FIGS. 2 a and 2 b show how the resistant element may be anchored to the curbstone using means known in the art (ductile screw anchors with a predetermined threshold of breakage), and as illustrated in more detail in the description of FIGS. 20, 21, 22. Should the dampening or absorbing effect produced by the elements B be insufficient, no limitations would exist to the addition of friction reducing shoes, which are already known from some patent applications of the same applicant, filed before the present one.

Said friction reducing shoes will be disposed below the socle B or below the resistant element A (see FIG. 20 and the related description for the latter case). The shoes could—possibly—be used in case of a concrete made socle, in the embodiment interposing dampening elements between the two elements A, B, in order to reduce friction between the socle and its supporting surface.

In FIGS. 2 a and 2 b the number 1 denotes the handrail support of the handrail 2, whereas the number 3 denotes a screen supported by the element A, which has appropriate dimensions.
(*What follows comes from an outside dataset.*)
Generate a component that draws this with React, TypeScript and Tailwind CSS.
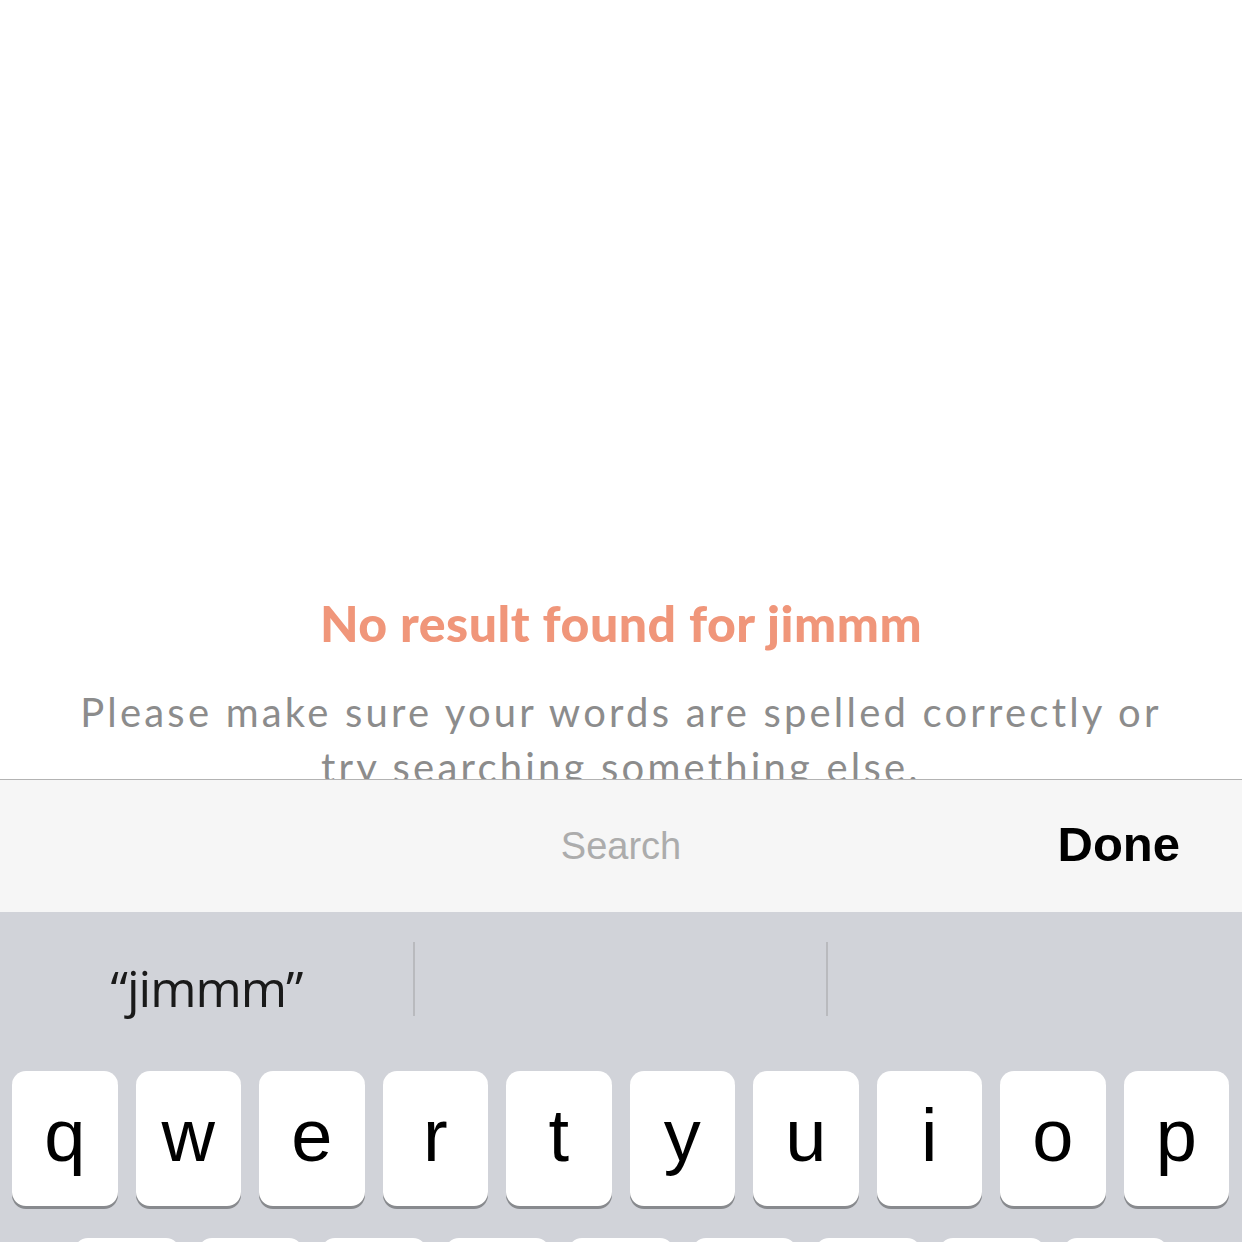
import React from "react";

const row1 = ["q", "w", "e", "r", "t", "y", "u", "i", "o", "p"];
const row2 = ["a", "s", "d", "f", "g", "h", "j", "k", "l"];

function Key({ k }: { k: string }) {
  return (
    <div className="flex-1 h-[135px] bg-white rounded-[14px] shadow-[0_3px_0_#888a8e] flex items-center justify-center">
      <span
        className="text-[74px] leading-none text-black -mt-[6px]"
        style={{ fontFamily: '"Liberation Sans", Arial, sans-serif' }}
      >
        {k}
      </span>
    </div>
  );
}

export default function App() {
  return (
    <div className="w-[1242px] h-[1242px] overflow-hidden flex flex-col bg-white">
      <div
        className="h-[779px] shrink-0 overflow-hidden flex flex-col items-center pt-[592px]"
        style={{ fontFamily: 'Lato, "Noto Sans", sans-serif' }}
      >
        <h1 className="text-[50px] font-black leading-[62px] text-[#f0967a] whitespace-nowrap tracking-[0.5px]">
          No result found for jimmm
        </h1>
        <p className="mt-[31px] text-[40px] leading-[55px] text-[#8c8c8c] text-center w-[1120px] tracking-[3.2px]">
          Please make sure your words are spelled correctly or try searching something else.
        </p>
      </div>
      <div
        className="h-[133px] shrink-0 border-t border-[#b3b3b3] bg-[#f6f6f6] relative flex items-center justify-center"
        style={{ fontFamily: '"Liberation Sans", Arial, sans-serif' }}
      >
        <span className="text-[38px] text-[#acacac]">Search</span>
        <span className="absolute right-[62px] top-[40px] text-[49px] font-bold text-black leading-none">
          Done
        </span>
      </div>
      <div className="flex-1 bg-[#d1d3d9] flex flex-col">
        <div className="h-[159px] shrink-0 flex items-start pt-[30px]">
          <div className="w-[413px] h-[74px] flex items-center justify-center">
            <span
              className="text-[50px] text-[#1a1a1a] leading-none mt-[18px] tracking-[-1px]"
              style={{ fontFamily: '"Open Sans", sans-serif' }}
            >
              “jimmm”
            </span>
          </div>
          <div className="w-[2px] h-[74px] bg-[#b9babe]" />
          <div className="w-[411px] h-[74px]" />
          <div className="w-[2px] h-[74px] bg-[#b9babe]" />
        </div>
        <div className="flex gap-[18px] pl-[12px] pr-[13px]">
          {row1.map((k) => (
            <Key key={k} k={k} />
          ))}
        </div>
        <div className="flex gap-[18px] pl-[74px] pr-[74px] mt-[32px]">
          {row2.map((k) => (
            <Key key={k} k={k} />
          ))}
        </div>
      </div>
    </div>
  );
}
The screen may be a protection net against the throw of objects, a windscreen, a soundproof screen, etc.

Following the natural order of the Figures, FIG. 3 suggests a solution in which the socle B is formed by a steel-made element with an open cross section 4, connected by bolts to bushes embedded in the concrete of the resistant element A. On its lower side, the steel-made element 4 is simply laid on the curbstone or road pavement, so as to promote the displacement and the deformation in the eventuality of a collision.

FIG. 4 shows the position of the bushes 5 (front view of the resistant element A taken alone, before assembling element B).

FIG. 5 shows a solution according to which, on its upper part, the steel-made and open-cross section element 4′ is simply fitted, along separate portions, inside a discontinues groove of steel, the latter being obtained by means of prefabricated pieces 6, which are embedded inside the concrete of the element A. The pieces 6 may be provided with hooks 7 for anchoring them to the concrete material of element A.

While in FIG. 3, the lower part of the steel-made element 4—having an open cross section—was not in contact with the the vertical wall 8 of the resistant element A, according to FIG. 6, the steel-made element 41 has a contact portion 9 with the vertical wall 8, and therefore will not give rise to a displacement or only to a very little displacement as compared with the element shown in FIG. 3, upon impact by a vehicle.

The embodiment of FIG. 7 shows on the other hand a socle B which is made of a concrete element 10 connected to A by means of bolts. In this case, the socle B is obviously not capable of deforming itself, and the dampening effect is provided by a dampening material 11, which may be polystyrene of a particularly specified density or another material with similar features. It goes without saying that the socle B must extend itself along the whole length of the relative module of the barrier (e.g. 6 meters), and the same holds, in the present embodiment, for the filling of the dampening material 11, even if a situation should not be excluded in which the latter is discontinuous to a sufficient amount for a better calibration of the decelerations. On the contrary, the dampening element of concrete 10′, shown in FIG. 8, is connected with A by a dissipating means which is concentrated in certain points of element A, wherein the distance between said concentrated dissipating means 12 inserted in opposed cavities of A and B may be modulated according to the length of the barrier modules.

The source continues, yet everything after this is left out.